A day in the life of...

10th July 2015 at 01:00
Angola still bears the scars of its troubled past. But in the city of Luanda, where power cuts and water shortages are common, this primary teacher finds nothing can dampen her pupils' spirits

Angola has had a difficult time. The Angolan War of Independence was followed by a 27-year civil war that ended in 2002. Millions of displaced citizens fled to Luanda, which remained a safe haven. As such, the city is overpopulated and does not yet have the infrastructure to support all its people. We frequently experience power cuts and water shortages, but my school does all it can to keep disruption to a minimum.

I am a Primary Years Programme (PYP) teacher at Luanda International School, which offers three International Baccalaureate (IB) programmes for children aged 3-18. The school is relatively new, and growing as people arrive to work in industries such as oil, finance and insurance.

Luanda is an intriguing city: some areas are well-developed, with bars, nightclubs and restaurants; others have no running water or electricity. But Angola is a beautiful country. The beaches are spectacular and surfing, paddle-boarding and fishing are common pastimes. We often camp on the beach at weekends and I once helped to release a baby turtle into the sea, which was an amazing experience.

The southern provinces that border Namibia are equally remarkable, but it's important to be aware of landmines.

Most teachers live on campus and my day starts at 5am with a swim in the school pool. The school gardeners do a wonderful job; we are lucky to be surrounded by baobab trees, home to a variety of birds that serenade us en route.

I reach my classroom just before 7am and make sure everything is prepared for the day. The PYP follows a philosophy of enquiry-based learning: children are given tasks that encourage independent research and collaboration, which means my classroom often seems like chaos. I worked in London for a decade as a Year 6 teacher, so the way children learn through the IB was a welcome change from Sats revision. The assessment we follow is formative and everything we teach starts from where the children are with their learning.

Classes begin at 7.55am.

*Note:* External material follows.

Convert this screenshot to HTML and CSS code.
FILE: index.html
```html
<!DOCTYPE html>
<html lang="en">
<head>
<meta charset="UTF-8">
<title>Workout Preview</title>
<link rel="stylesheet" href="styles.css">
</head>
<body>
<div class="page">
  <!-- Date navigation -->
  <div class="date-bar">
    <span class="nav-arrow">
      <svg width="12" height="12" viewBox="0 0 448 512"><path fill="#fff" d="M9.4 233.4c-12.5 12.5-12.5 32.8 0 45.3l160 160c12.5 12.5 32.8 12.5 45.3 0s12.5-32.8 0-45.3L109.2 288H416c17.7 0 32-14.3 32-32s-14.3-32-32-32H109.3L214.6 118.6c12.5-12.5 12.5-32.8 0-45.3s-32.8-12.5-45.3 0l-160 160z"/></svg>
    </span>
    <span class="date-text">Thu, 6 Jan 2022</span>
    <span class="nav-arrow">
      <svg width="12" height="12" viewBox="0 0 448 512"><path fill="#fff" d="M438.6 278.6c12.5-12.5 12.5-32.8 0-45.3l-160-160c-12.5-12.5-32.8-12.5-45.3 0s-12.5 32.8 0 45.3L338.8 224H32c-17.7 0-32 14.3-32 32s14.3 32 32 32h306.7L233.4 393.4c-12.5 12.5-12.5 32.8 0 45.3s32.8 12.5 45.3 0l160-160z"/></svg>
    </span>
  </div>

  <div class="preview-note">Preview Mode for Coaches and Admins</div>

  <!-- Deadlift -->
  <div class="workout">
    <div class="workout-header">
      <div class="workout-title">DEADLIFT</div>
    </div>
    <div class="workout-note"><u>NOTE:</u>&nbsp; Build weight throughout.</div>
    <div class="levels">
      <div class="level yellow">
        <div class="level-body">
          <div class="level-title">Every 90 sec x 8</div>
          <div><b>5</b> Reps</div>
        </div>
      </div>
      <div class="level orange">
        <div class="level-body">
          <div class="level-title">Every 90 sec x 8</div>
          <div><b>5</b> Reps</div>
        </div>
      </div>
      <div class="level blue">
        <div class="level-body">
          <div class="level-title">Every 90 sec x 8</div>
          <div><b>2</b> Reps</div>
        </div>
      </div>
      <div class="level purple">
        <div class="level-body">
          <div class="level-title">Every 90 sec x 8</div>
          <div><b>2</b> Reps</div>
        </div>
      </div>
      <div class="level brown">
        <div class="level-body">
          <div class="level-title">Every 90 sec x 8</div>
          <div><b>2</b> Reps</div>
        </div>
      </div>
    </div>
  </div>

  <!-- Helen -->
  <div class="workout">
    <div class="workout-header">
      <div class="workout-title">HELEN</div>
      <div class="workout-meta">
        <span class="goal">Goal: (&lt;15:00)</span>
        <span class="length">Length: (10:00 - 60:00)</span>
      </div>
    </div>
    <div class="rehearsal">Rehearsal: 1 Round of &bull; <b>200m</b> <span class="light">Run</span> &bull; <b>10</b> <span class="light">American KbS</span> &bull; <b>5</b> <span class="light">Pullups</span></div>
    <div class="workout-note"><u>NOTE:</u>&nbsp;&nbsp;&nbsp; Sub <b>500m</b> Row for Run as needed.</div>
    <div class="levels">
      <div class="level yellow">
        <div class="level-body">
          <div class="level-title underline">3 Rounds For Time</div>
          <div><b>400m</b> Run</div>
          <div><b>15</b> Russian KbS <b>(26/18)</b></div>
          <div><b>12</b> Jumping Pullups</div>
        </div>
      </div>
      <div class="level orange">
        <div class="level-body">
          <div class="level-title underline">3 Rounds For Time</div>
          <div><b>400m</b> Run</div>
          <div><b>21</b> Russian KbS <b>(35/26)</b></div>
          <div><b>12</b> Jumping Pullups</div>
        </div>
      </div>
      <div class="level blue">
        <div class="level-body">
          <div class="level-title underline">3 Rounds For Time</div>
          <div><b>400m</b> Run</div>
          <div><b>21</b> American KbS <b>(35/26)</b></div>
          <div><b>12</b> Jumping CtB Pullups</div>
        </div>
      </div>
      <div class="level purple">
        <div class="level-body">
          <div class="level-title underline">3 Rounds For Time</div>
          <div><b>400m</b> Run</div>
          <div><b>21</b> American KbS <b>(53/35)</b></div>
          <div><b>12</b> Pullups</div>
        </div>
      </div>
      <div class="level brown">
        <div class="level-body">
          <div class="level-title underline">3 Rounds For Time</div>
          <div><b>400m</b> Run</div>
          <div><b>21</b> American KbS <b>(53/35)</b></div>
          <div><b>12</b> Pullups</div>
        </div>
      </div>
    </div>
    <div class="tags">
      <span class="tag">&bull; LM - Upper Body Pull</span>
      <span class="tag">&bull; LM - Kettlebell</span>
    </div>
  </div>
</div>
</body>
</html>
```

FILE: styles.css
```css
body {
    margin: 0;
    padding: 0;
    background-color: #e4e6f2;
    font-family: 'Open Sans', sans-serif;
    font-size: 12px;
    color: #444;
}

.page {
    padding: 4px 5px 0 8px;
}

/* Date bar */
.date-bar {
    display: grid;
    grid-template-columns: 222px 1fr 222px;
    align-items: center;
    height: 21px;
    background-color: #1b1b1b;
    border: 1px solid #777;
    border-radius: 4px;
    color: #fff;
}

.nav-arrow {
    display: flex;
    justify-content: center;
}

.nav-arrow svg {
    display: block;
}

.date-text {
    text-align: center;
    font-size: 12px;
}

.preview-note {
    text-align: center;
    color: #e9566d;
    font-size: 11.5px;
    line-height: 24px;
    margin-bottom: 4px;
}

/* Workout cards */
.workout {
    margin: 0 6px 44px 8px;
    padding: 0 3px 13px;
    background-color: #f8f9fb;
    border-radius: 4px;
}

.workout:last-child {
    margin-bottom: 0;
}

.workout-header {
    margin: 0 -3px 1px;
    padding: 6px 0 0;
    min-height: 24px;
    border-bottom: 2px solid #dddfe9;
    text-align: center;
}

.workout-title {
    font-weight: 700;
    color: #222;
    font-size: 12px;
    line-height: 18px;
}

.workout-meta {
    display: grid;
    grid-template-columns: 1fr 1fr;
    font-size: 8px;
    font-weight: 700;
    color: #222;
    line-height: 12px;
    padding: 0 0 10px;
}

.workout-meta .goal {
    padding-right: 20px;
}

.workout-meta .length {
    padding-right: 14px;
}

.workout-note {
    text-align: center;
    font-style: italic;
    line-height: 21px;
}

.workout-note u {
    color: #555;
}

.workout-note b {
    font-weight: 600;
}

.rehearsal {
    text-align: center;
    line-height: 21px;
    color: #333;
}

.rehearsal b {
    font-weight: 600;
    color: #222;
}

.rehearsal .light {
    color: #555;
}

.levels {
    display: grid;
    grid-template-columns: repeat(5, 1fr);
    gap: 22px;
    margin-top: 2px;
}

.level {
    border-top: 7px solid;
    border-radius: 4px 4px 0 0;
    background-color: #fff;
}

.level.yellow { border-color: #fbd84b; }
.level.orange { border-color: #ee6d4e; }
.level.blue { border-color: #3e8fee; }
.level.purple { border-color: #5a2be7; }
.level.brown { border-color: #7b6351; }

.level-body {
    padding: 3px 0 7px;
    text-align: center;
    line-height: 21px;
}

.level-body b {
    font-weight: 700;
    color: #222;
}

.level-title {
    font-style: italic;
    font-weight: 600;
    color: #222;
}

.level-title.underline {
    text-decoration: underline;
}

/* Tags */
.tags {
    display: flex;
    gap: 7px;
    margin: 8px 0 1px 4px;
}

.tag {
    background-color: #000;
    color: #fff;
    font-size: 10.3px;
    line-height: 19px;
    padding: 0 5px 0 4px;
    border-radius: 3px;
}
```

We have seven blocks of 50-minute lessons, plus a variety of after-school activities from 3pm. All teachers are expected to run an after-school activity of their choice, ranging from Japanese calligraphy to maths clubs and volleyball. I co-coach the secondary girls' football team.

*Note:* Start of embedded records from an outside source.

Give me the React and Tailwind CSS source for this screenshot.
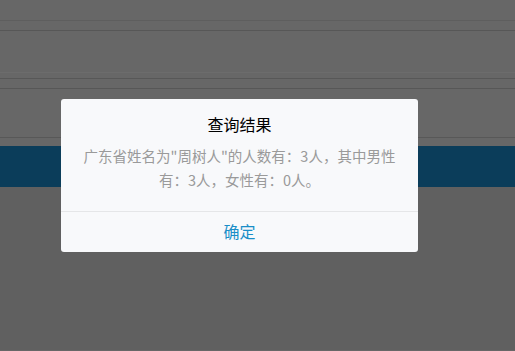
export default function App() {
  return (
    <div
      className="relative h-[351px] w-[515px] overflow-hidden bg-[#676767]"
      style={{ fontFamily: '"Noto Sans CJK SC", "Noto Sans", sans-serif' }}
    >
      {/* dimmed page behind the dialog */}
      <div className="h-[21px] border-b border-[#5e5e5e]" />
      <div className="h-[10px] border-b border-[#575757]" />
      <div className="h-[42px] border-b border-[#6c6c6c]" />
      <div className="h-[6px] border-b border-[#575757]" />
      <div className="h-[10px] border-b border-[#575757]" />
      <div className="h-[49px] border-b border-[#585858]" />
      <div className="h-[8px]" />
      <div className="h-[41px] bg-[#0b3d5a]" />
      <div className="h-[163px] bg-[#606060]" />

      {/* dialog */}
      <div className="absolute left-[61px] top-[99px] w-[357px] rounded-[3px] bg-[#f8f9fb]">
        <div className="px-[19px] pt-[14px] pb-[19px] text-center">
          <div className="text-[16px] leading-[22px] text-black">查询结果</div>
          <div className="mt-[9px] text-[14.5px] leading-[24px] text-[#9a9a9a]">
            广东省姓名为"周树人"的人数有：3人，其中男性有：3人，女性有：0人。
          </div>
        </div>
        <div className="flex h-[41px] items-center justify-center border-t border-[#e5e6e8] pb-[3px] text-[16px] text-[#1a8ec8]">
          确定
        </div>
      </div>
    </div>
  );
}
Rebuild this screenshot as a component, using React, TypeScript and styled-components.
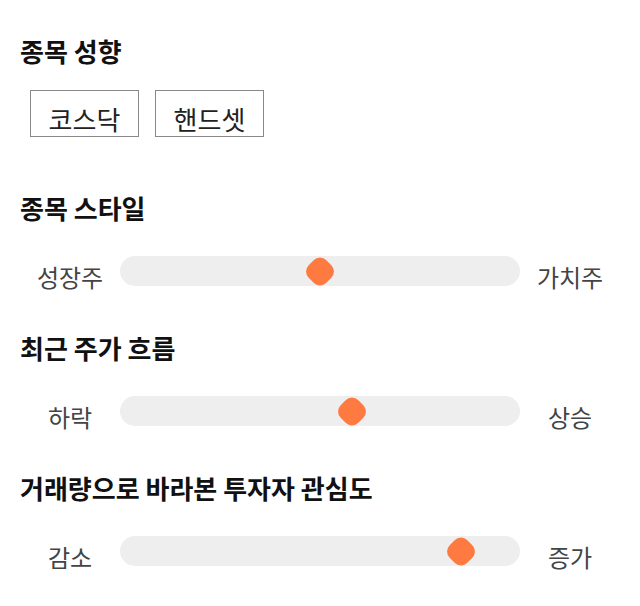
import React from 'react'
import styled, { createGlobalStyle } from 'styled-components'

const GlobalStyle = createGlobalStyle`
	body {
		margin: 0;
		background: #ffffff;
		font-family: 'Noto Sans CJK KR', 'Noto Sans', sans-serif;
	}
`

interface SliderRowProps {
	left: string
	right: string
	value: number
}

const sliders: { title: string; left: string; right: string; value: number }[] = [
	{ title: '종목 스타일', left: '성장주', right: '가치주', value: 50 },
	{ title: '최근 주가 흐름', left: '하락', right: '상승', value: 58.5 },
	{ title: '거래량으로 바라본 투자자 관심도', left: '감소', right: '증가', value: 88 },
]

// rounded diamond handle
const Thumb: React.FC = () => (
	<svg width="29" height="29" viewBox="0 0 29 29">
		<rect
			x="2"
			y="2"
			width="25"
			height="25"
			rx="9"
			fill="#ff7a40"
			transform="rotate(45 14.5 14.5)"
		/>
	</svg>
)

const SliderRow: React.FC<SliderRowProps> = ({ left, right, value }) => {
	return (
		<StyledRow>
			<StyledLabel>{left}</StyledLabel>
			<StyledTrack>
				<StyledThumbWrap style={{ left: `calc(14px + (100% - 28px) * ${value / 100})` }}>
					<Thumb />
				</StyledThumbWrap>
			</StyledTrack>
			<StyledLabel>{right}</StyledLabel>
		</StyledRow>
	)
}

const App: React.FC = () => {
	return (
		<>
			<GlobalStyle />
			<StyledPage>
				<StyledSection gap={56}>
					<StyledTitle>종목 성향</StyledTitle>
					<StyledButtons>
						<StyledButton>코스닥</StyledButton>
						<StyledButton>핸드셋</StyledButton>
					</StyledButtons>
				</StyledSection>
				{sliders.map((s) => (
					<StyledSection key={s.title} gap={47}>
						<StyledTitle>{s.title}</StyledTitle>
						<SliderRow left={s.left} right={s.right} value={s.value} />
					</StyledSection>
				))}
			</StyledPage>
		</>
	)
}

const StyledPage = styled.div`
	padding: 36px 20px 0 20px;
	display: flex;
	flex-direction: column;
`

const StyledSection = styled.section<{ gap: number }>`
	display: flex;
	flex-direction: column;
	margin-bottom: ${(props) => props.gap}px;
`

const StyledTitle = styled.h2`
	margin: 0;
	font-size: 26px;
	line-height: 30px;
	font-weight: 700;
	color: #111111;
	white-space: nowrap;
`

const StyledButtons = styled.div`
	display: flex;
	gap: 16px;
	margin-top: 24px;
	padding-left: 10px;
`

const StyledButton = styled.button`
	box-sizing: border-box;
	width: 109px;
	height: 47px;
	border: 1px solid #888888;
	background: #ffffff;
	font-family: inherit;
	font-size: 26px;
	color: #222222;
	padding: 9px 0 0 0;
	display: flex;
	align-items: center;
	justify-content: center;
`

const StyledRow = styled.div`
	display: flex;
	align-items: center;
	height: 30px;
	margin-top: 33px;
`

const StyledLabel = styled.span`
	width: 100px;
	flex: none;
	text-align: center;
	font-size: 24px;
	line-height: 30px;
	margin-top: 12px;
	color: #444444;
`

const StyledTrack = styled.div`
	position: relative;
	flex: 1;
	height: 30px;
	border-radius: 15px;
	background: #eeeeee;
`

const StyledThumbWrap = styled.div`
	position: absolute;
	top: 1px;
	width: 29px;
	height: 29px;
	transform: translateX(-50%);
	> svg {
		display: block;
	}
`

export default App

Our weekly assemblies are a chance for pupils to showcase their learning; they have included walkabout discussions and a safari through the campus. Afternoons without assemblies are devoted to buddy time, when classes from different year groups pair up to share learning, read or play. It's a great way to build community spirit throughout the school.

Subjects such as art, PE, ICT, music and Portuguese (the main language of Angola) are taught by subject teachers, allowing me time to attend weekly year-group meetings, do marking or prepare for lessons. It's busy but always enjoyable.

Despite some safety issues and high prices in supermarkets (most foodstuffs are imported owing to a lack of de-mined land for agriculture), I love it here. The students love coming to school and try their hardest. I couldn't ask for more.